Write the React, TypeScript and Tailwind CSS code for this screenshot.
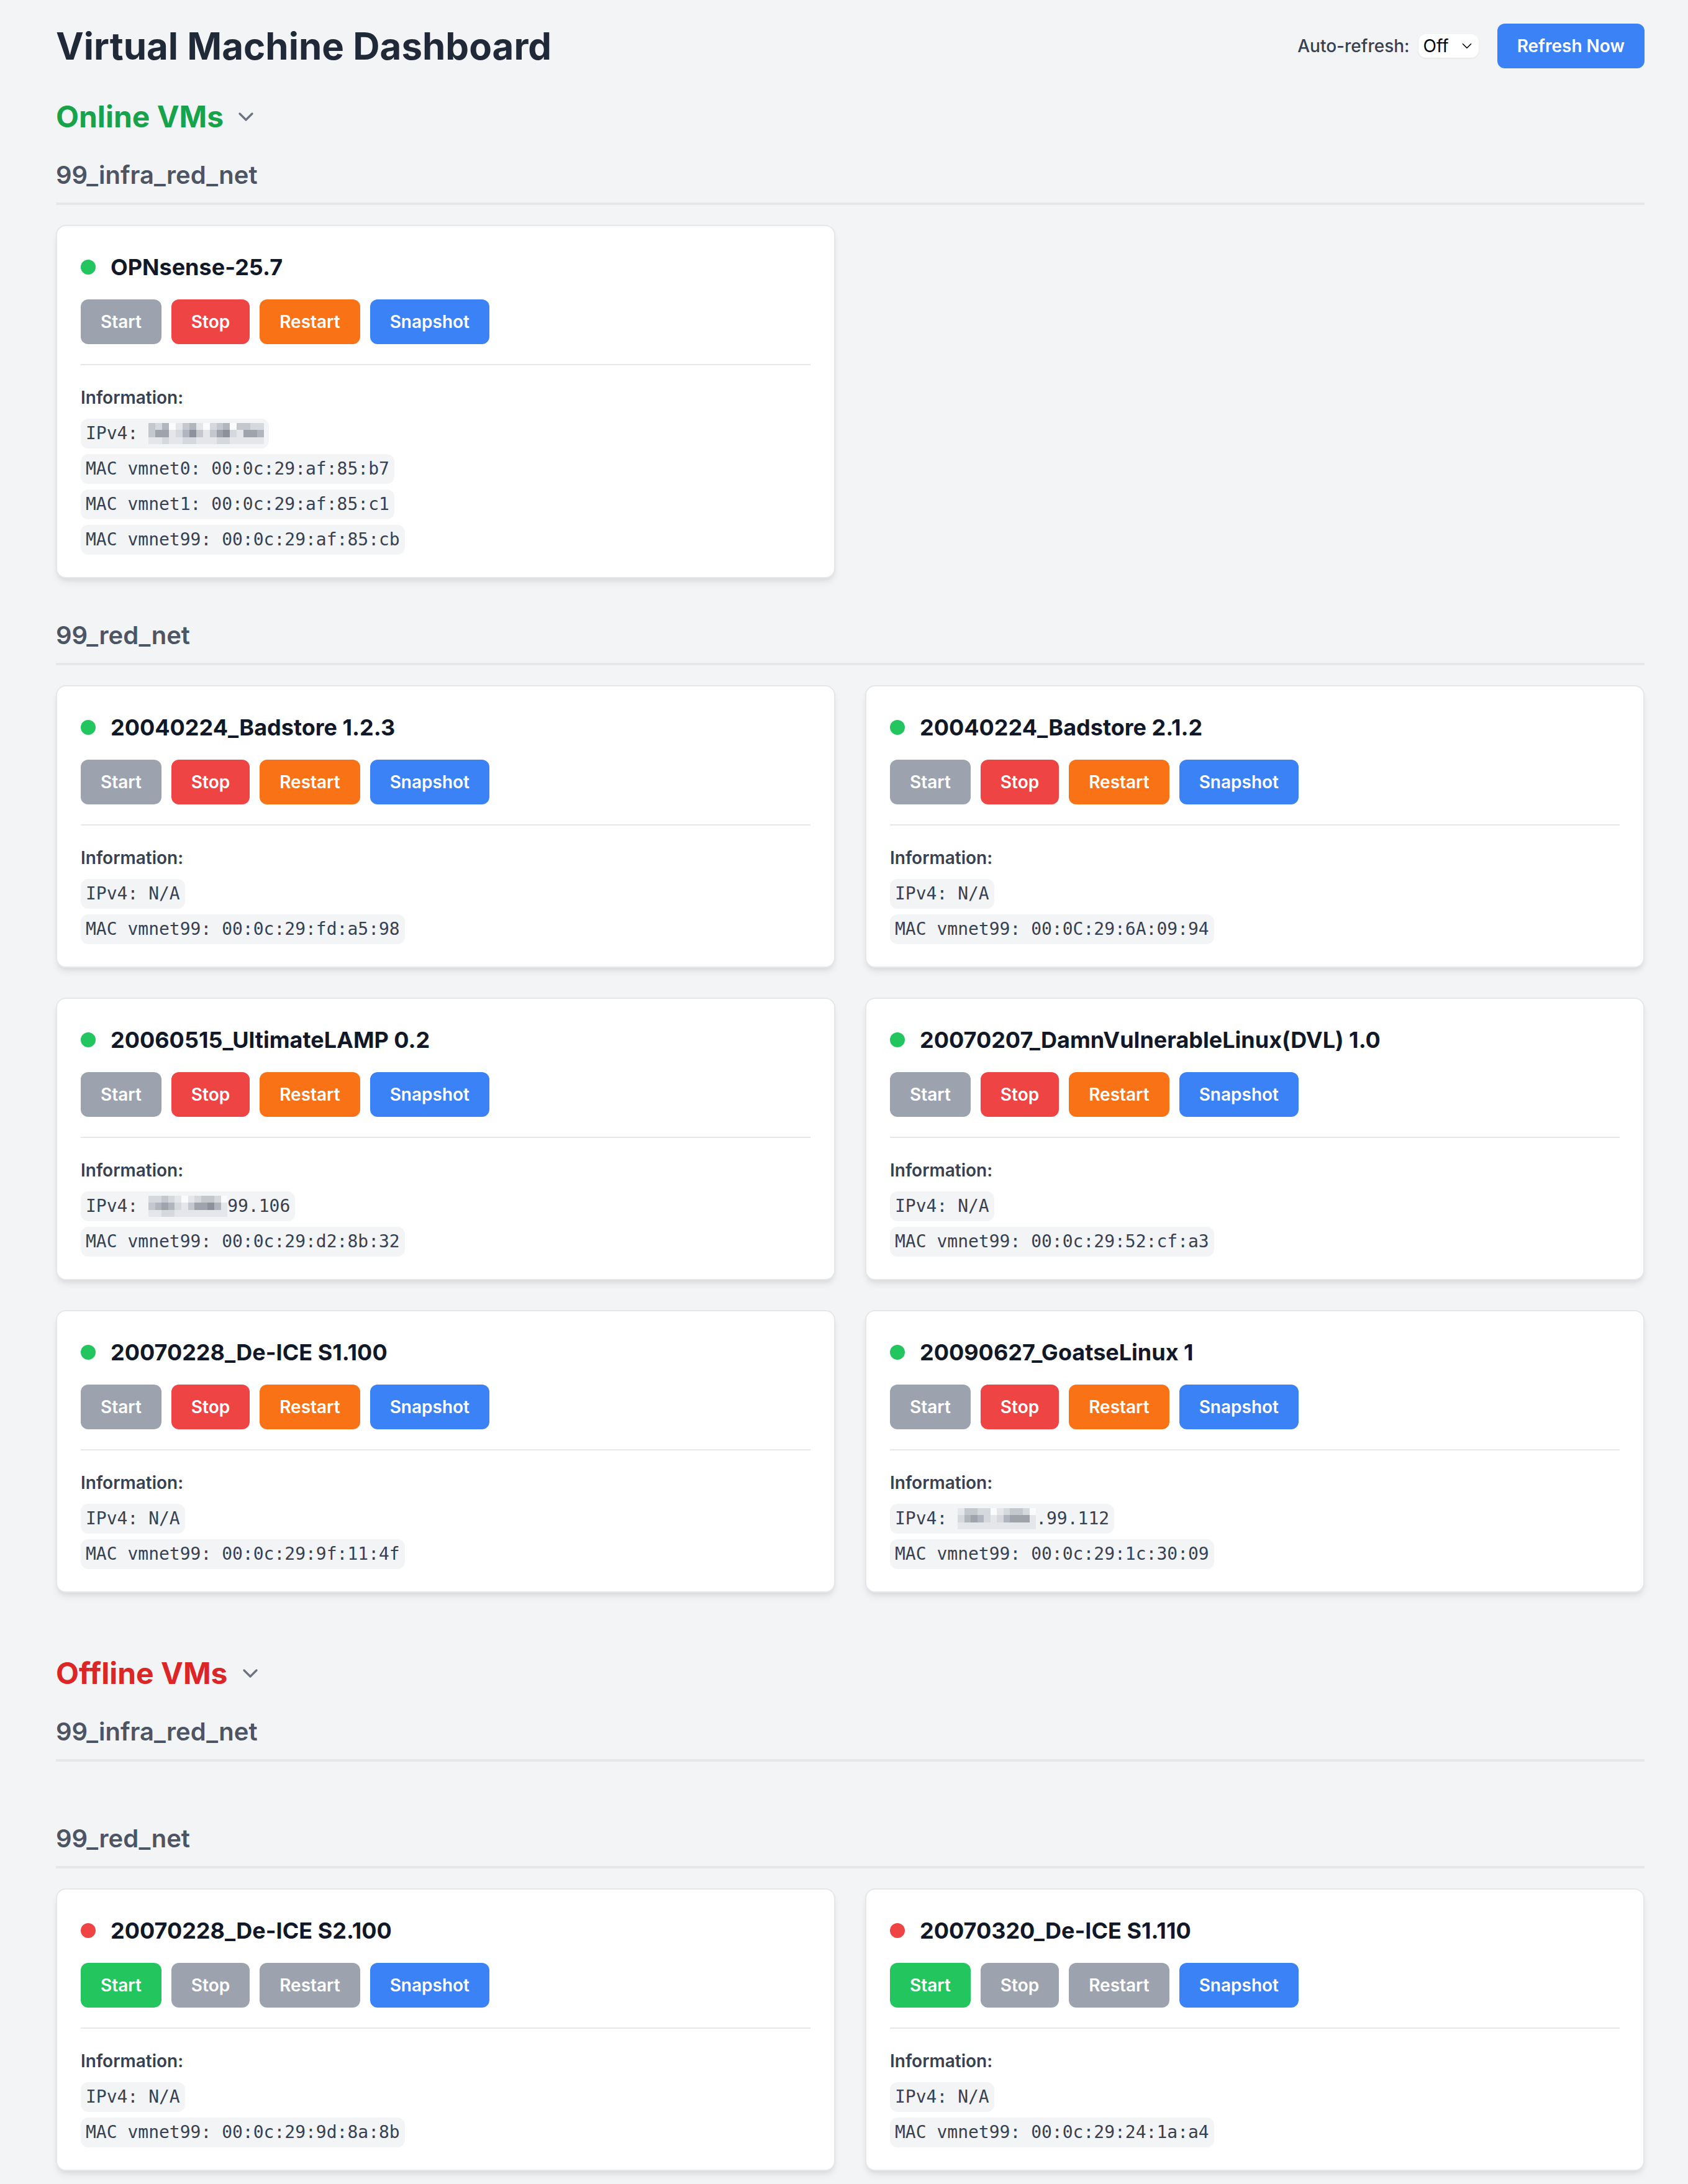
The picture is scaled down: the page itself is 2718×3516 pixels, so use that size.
import { ChevronDown } from "lucide-react";

type Mosaic = string[];

interface IpValue {
  blur?: Mosaic;
  blurWidth?: number;
  text: string;
}

interface Vm {
  name: string;
  ip: IpValue;
  macs: string[];
}

interface Group {
  name: string;
  vms: Vm[];
}

// pixelated blocks standing in for the hidden part of an address
const shade: Record<string, string> = {
  w: "bg-[#fbfbfc]",
  "1": "bg-[#e4e6ea]",
  "2": "bg-[#d5d8dd]",
  "3": "bg-[#c4c7cd]",
  "4": "bg-[#b1b5bd]",
  "5": "bg-[#9ea3ac]",
  "6": "bg-[#8c919b]",
};

const blurFull: Mosaic = [
  "324w1341w234w3322",
  "35512463135621554",
  "11211221112211111",
];

const blurLamp: Mosaic = [
  "22321w12332w",
  "345421355641",
  "112211111111",
];

const blurGoatse: Mosaic = [
  "13322w12332w",
  "245421245551",
  "111111111111",
];

const onlineGroups: Group[] = [
  {
    name: "99_infra_red_net",
    vms: [
      {
        name: "OPNsense-25.7",
        ip: { blur: blurFull, blurWidth: 186, text: "" },
        macs: [
          "MAC vmnet0: 00:0c:29:af:85:b7",
          "MAC vmnet1: 00:0c:29:af:85:c1",
          "MAC vmnet99: 00:0c:29:af:85:cb",
        ],
      },
    ],
  },
  {
    name: "99_red_net",
    vms: [
      { name: "20040224_Badstore 1.2.3", ip: { text: "N/A" }, macs: ["MAC vmnet99: 00:0c:29:fd:a5:98"] },
      { name: "20040224_Badstore 2.1.2", ip: { text: "N/A" }, macs: ["MAC vmnet99: 00:0C:29:6A:09:94"] },
      {
        name: "20060515_UltimateLAMP 0.2",
        ip: { blur: blurLamp, blurWidth: 127, text: "99.106" },
        macs: ["MAC vmnet99: 00:0c:29:d2:8b:32"],
      },
      { name: "20070207_DamnVulnerableLinux(DVL) 1.0", ip: { text: "N/A" }, macs: ["MAC vmnet99: 00:0c:29:52:cf:a3"] },
      { name: "20070228_De-ICE S1.100", ip: { text: "N/A" }, macs: ["MAC vmnet99: 00:0c:29:9f:11:4f"] },
      {
        name: "20090627_GoatseLinux 1",
        ip: { blur: blurGoatse, blurWidth: 126, text: ".99.112" },
        macs: ["MAC vmnet99: 00:0c:29:1c:30:09"],
      },
    ],
  },
];

const offlineGroups: Group[] = [
  { name: "99_infra_red_net", vms: [] },
  {
    name: "99_red_net",
    vms: [
      { name: "20070228_De-ICE S2.100", ip: { text: "N/A" }, macs: ["MAC vmnet99: 00:0c:29:9d:8a:8b"] },
      { name: "20070320_De-ICE S1.110", ip: { text: "N/A" }, macs: ["MAC vmnet99: 00:0c:29:24:1a:a4"] },
    ],
  },
];

const BlurBlock = ({ rows, width }: { rows: Mosaic; width: number }) => (
  <span className="inline-flex flex-col h-[34px]" style={{ width }}>
    {rows.map((row, r) => (
      <span key={r} className="flex flex-1">
        {row.split("").map((c, i) => (
          <span key={i} className={`flex-1 ${shade[c]}`} />
        ))}
      </span>
    ))}
  </span>
);

const Chip = ({ children }: { children: React.ReactNode }) => (
  <span className="inline-flex items-center h-[48px] px-[8px] rounded-[12px] bg-[#f3f4f6] font-['DejaVu_Sans_Mono',monospace] text-[28px] text-[#374151] whitespace-pre">
    {children}
  </span>
);

const ActionButton = ({ label, color }: { label: string; color: string }) => (
  <button className={`h-[72px] px-[32px] rounded-[12px] text-[28px] leading-[40px] font-semibold text-white ${color}`}>
    {label}
  </button>
);

const VmCard = ({ vm, online }: { vm: Vm; online: boolean }) => (
  <div className="bg-white rounded-[16px] border-[2px] border-[#e5e7eb] shadow-[0_8px_12px_-2px_rgba(0,0,0,0.08),0_4px_8px_-4px_rgba(0,0,0,0.08)] px-[38px] pt-[38px] pb-[36px]">
    <div className="flex items-center mb-[24px]">
      <span className={`w-[24px] h-[24px] rounded-full mr-[24px] ${online ? "bg-[#22c55e]" : "bg-[#ef4444]"}`} />
      <h4 className="text-[36px] leading-[56px] font-bold text-[#111827]">{vm.name}</h4>
    </div>
    <div className="flex gap-[16px] mb-[32px]">
      <ActionButton label="Start" color={online ? "bg-[#9ca3af]" : "bg-[#22c55e]"} />
      <ActionButton label="Stop" color={online ? "bg-[#ef4444]" : "bg-[#9ca3af]"} />
      <ActionButton label="Restart" color={online ? "bg-[#f97316]" : "bg-[#9ca3af]"} />
      <ActionButton label="Snapshot" color="bg-[#3b82f6]" />
    </div>
    <div className="border-t-[2px] border-[#e5e7eb] pt-[32px]">
      <p className="text-[28px] leading-[40px] font-semibold text-[#374151] mb-[14px]">Information:</p>
      <div className="flex flex-col items-start gap-[9px]">
        <Chip>
          {"IPv4: "}
          {vm.ip.blur && <BlurBlock rows={vm.ip.blur} width={vm.ip.blurWidth ?? 120} />}
          {vm.ip.text}
        </Chip>
        {vm.macs.map((mac) => (
          <Chip key={mac}>{mac}</Chip>
        ))}
      </div>
    </div>
  </div>
);

const VmSection = ({ title, color, groups, online }: { title: string; color: string; groups: Group[]; online: boolean }) => (
  <section>
    <div className="flex items-center mb-[34px]">
      <h2 className={`text-[48px] leading-[64px] font-bold ${color}`}>{title}</h2>
      <ChevronDown className="ml-[16px] w-[40px] h-[40px] text-[#6b7280]" strokeWidth={2} />
    </div>
    <div className="flex flex-col gap-[64px]">
      {groups.map((group) => (
        <div key={group.name}>
          <h3 className="text-[40px] leading-[56px] font-semibold text-[#4b5563] pb-[16px] border-b-[4px] border-[#e5e7eb] mb-[32px]">
            {group.name}
          </h3>
          <div className="grid grid-cols-2 gap-[48px] items-start">
            {group.vms.map((vm) => (
              <VmCard key={vm.name} vm={vm} online={online} />
            ))}
          </div>
        </div>
      ))}
    </div>
  </section>
);

const App = () => {
  return (
    <div className="min-h-screen bg-[#f3f4f6] font-[Inter,sans-serif] pl-[90px] pr-[70px] pt-[38px] pb-[22px]">
      <header className="flex items-center justify-between mb-[46px]">
        <h1 className="text-[60px] leading-[72px] font-bold text-[#1f2937]">Virtual Machine Dashboard</h1>
        <div className="flex items-center gap-[30px]">
          <div className="flex items-center gap-[14px]">
            <span className="text-[28px] leading-[40px] font-medium text-[#374151]">Auto-refresh:</span>
            <div className="flex items-center h-[38px] pl-[8px] pr-[6px] gap-[16px] bg-white rounded-[12px] shadow-[0_1px_3px_rgba(0,0,0,0.08)]">
              <span className="text-[28px] leading-[38px] text-black">Off</span>
              <ChevronDown className="w-[26px] h-[26px] text-black" strokeWidth={1.5} />
            </div>
          </div>
          <button className="h-[72px] px-[32px] rounded-[12px] bg-[#3b82f6] text-white text-[28px] leading-[40px] font-semibold">
            Refresh Now
          </button>
        </div>
      </header>

      <div className="flex flex-col gap-[98px]">
        <VmSection title="Online VMs" color="text-[#16a34a]" groups={onlineGroups} online />
        <VmSection title="Offline VMs" color="text-[#dc2626]" groups={offlineGroups} online={false} />
      </div>
    </div>
  );
};

export default App;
------------------------------------------------------------
> What you have to do:
Write out the whole listing again, exactly, with no pictures.

> Response below:
Write the React, TypeScript and Tailwind CSS code for this screenshot.
The picture is scaled down: the page itself is 2718×3516 pixels, so use that size.
import { ChevronDown } from "lucide-react";

type Mosaic = string[];

interface IpValue {
  blur?: Mosaic;
  blurWidth?: number;
  text: string;
}

interface Vm {
  name: string;
  ip: IpValue;
  macs: string[];
}

interface Group {
  name: string;
  vms: Vm[];
}

// pixelated blocks standing in for the hidden part of an address
const shade: Record<string, string> = {
  w: "bg-[#fbfbfc]",
  "1": "bg-[#e4e6ea]",
  "2": "bg-[#d5d8dd]",
  "3": "bg-[#c4c7cd]",
  "4": "bg-[#b1b5bd]",
  "5": "bg-[#9ea3ac]",
  "6": "bg-[#8c919b]",
};

const blurFull: Mosaic = [
  "324w1341w234w3322",
  "35512463135621554",
  "11211221112211111",
];

const blurLamp: Mosaic = [
  "22321w12332w",
  "345421355641",
  "112211111111",
];

const blurGoatse: Mosaic = [
  "13322w12332w",
  "245421245551",
  "111111111111",
];

const onlineGroups: Group[] = [
  {
    name: "99_infra_red_net",
    vms: [
      {
        name: "OPNsense-25.7",
        ip: { blur: blurFull, blurWidth: 186, text: "" },
        macs: [
          "MAC vmnet0: 00:0c:29:af:85:b7",
          "MAC vmnet1: 00:0c:29:af:85:c1",
          "MAC vmnet99: 00:0c:29:af:85:cb",
        ],
      },
    ],
  },
  {
    name: "99_red_net",
    vms: [
      { name: "20040224_Badstore 1.2.3", ip: { text: "N/A" }, macs: ["MAC vmnet99: 00:0c:29:fd:a5:98"] },
      { name: "20040224_Badstore 2.1.2", ip: { text: "N/A" }, macs: ["MAC vmnet99: 00:0C:29:6A:09:94"] },
      {
        name: "20060515_UltimateLAMP 0.2",
        ip: { blur: blurLamp, blurWidth: 127, text: "99.106" },
        macs: ["MAC vmnet99: 00:0c:29:d2:8b:32"],
      },
      { name: "20070207_DamnVulnerableLinux(DVL) 1.0", ip: { text: "N/A" }, macs: ["MAC vmnet99: 00:0c:29:52:cf:a3"] },
      { name: "20070228_De-ICE S1.100", ip: { text: "N/A" }, macs: ["MAC vmnet99: 00:0c:29:9f:11:4f"] },
      {
        name: "20090627_GoatseLinux 1",
        ip: { blur: blurGoatse, blurWidth: 126, text: ".99.112" },
        macs: ["MAC vmnet99: 00:0c:29:1c:30:09"],
      },
    ],
  },
];

const offlineGroups: Group[] = [
  { name: "99_infra_red_net", vms: [] },
  {
    name: "99_red_net",
    vms: [
      { name: "20070228_De-ICE S2.100", ip: { text: "N/A" }, macs: ["MAC vmnet99: 00:0c:29:9d:8a:8b"] },
      { name: "20070320_De-ICE S1.110", ip: { text: "N/A" }, macs: ["MAC vmnet99: 00:0c:29:24:1a:a4"] },
    ],
  },
];

const BlurBlock = ({ rows, width }: { rows: Mosaic; width: number }) => (
  <span className="inline-flex flex-col h-[34px]" style={{ width }}>
    {rows.map((row, r) => (
      <span key={r} className="flex flex-1">
        {row.split("").map((c, i) => (
          <span key={i} className={`flex-1 ${shade[c]}`} />
        ))}
      </span>
    ))}
  </span>
);

const Chip = ({ children }: { children: React.ReactNode }) => (
  <span className="inline-flex items-center h-[48px] px-[8px] rounded-[12px] bg-[#f3f4f6] font-['DejaVu_Sans_Mono',monospace] text-[28px] text-[#374151] whitespace-pre">
    {children}
  </span>
);

const ActionButton = ({ label, color }: { label: string; color: string }) => (
  <button className={`h-[72px] px-[32px] rounded-[12px] text-[28px] leading-[40px] font-semibold text-white ${color}`}>
    {label}
  </button>
);

const VmCard = ({ vm, online }: { vm: Vm; online: boolean }) => (
  <div className="bg-white rounded-[16px] border-[2px] border-[#e5e7eb] shadow-[0_8px_12px_-2px_rgba(0,0,0,0.08),0_4px_8px_-4px_rgba(0,0,0,0.08)] px-[38px] pt-[38px] pb-[36px]">
    <div className="flex items-center mb-[24px]">
      <span className={`w-[24px] h-[24px] rounded-full mr-[24px] ${online ? "bg-[#22c55e]" : "bg-[#ef4444]"}`} />
      <h4 className="text-[36px] leading-[56px] font-bold text-[#111827]">{vm.name}</h4>
    </div>
    <div className="flex gap-[16px] mb-[32px]">
      <ActionButton label="Start" color={online ? "bg-[#9ca3af]" : "bg-[#22c55e]"} />
      <ActionButton label="Stop" color={online ? "bg-[#ef4444]" : "bg-[#9ca3af]"} />
      <ActionButton label="Restart" color={online ? "bg-[#f97316]" : "bg-[#9ca3af]"} />
      <ActionButton label="Snapshot" color="bg-[#3b82f6]" />
    </div>
    <div className="border-t-[2px] border-[#e5e7eb] pt-[32px]">
      <p className="text-[28px] leading-[40px] font-semibold text-[#374151] mb-[14px]">Information:</p>
      <div className="flex flex-col items-start gap-[9px]">
        <Chip>
          {"IPv4: "}
          {vm.ip.blur && <BlurBlock rows={vm.ip.blur} width={vm.ip.blurWidth ?? 120} />}
          {vm.ip.text}
        </Chip>
        {vm.macs.map((mac) => (
          <Chip key={mac}>{mac}</Chip>
        ))}
      </div>
    </div>
  </div>
);

const VmSection = ({ title, color, groups, online }: { title: string; color: string; groups: Group[]; online: boolean }) => (
  <section>
    <div className="flex items-center mb-[34px]">
      <h2 className={`text-[48px] leading-[64px] font-bold ${color}`}>{title}</h2>
      <ChevronDown className="ml-[16px] w-[40px] h-[40px] text-[#6b7280]" strokeWidth={2} />
    </div>
    <div className="flex flex-col gap-[64px]">
      {groups.map((group) => (
        <div key={group.name}>
          <h3 className="text-[40px] leading-[56px] font-semibold text-[#4b5563] pb-[16px] border-b-[4px] border-[#e5e7eb] mb-[32px]">
            {group.name}
          </h3>
          <div className="grid grid-cols-2 gap-[48px] items-start">
            {group.vms.map((vm) => (
              <VmCard key={vm.name} vm={vm} online={online} />
            ))}
          </div>
        </div>
      ))}
    </div>
  </section>
);

const App = () => {
  return (
    <div className="min-h-screen bg-[#f3f4f6] font-[Inter,sans-serif] pl-[90px] pr-[70px] pt-[38px] pb-[22px]">
      <header className="flex items-center justify-between mb-[46px]">
        <h1 className="text-[60px] leading-[72px] font-bold text-[#1f2937]">Virtual Machine Dashboard</h1>
        <div className="flex items-center gap-[30px]">
          <div className="flex items-center gap-[14px]">
            <span className="text-[28px] leading-[40px] font-medium text-[#374151]">Auto-refresh:</span>
            <div className="flex items-center h-[38px] pl-[8px] pr-[6px] gap-[16px] bg-white rounded-[12px] shadow-[0_1px_3px_rgba(0,0,0,0.08)]">
              <span className="text-[28px] leading-[38px] text-black">Off</span>
              <ChevronDown className="w-[26px] h-[26px] text-black" strokeWidth={1.5} />
            </div>
          </div>
          <button className="h-[72px] px-[32px] rounded-[12px] bg-[#3b82f6] text-white text-[28px] leading-[40px] font-semibold">
            Refresh Now
          </button>
        </div>
      </header>

      <div className="flex flex-col gap-[98px]">
        <VmSection title="Online VMs" color="text-[#16a34a]" groups={onlineGroups} online />
        <VmSection title="Offline VMs" color="text-[#dc2626]" groups={offlineGroups} online={false} />
      </div>
    </div>
  );
};

export default App;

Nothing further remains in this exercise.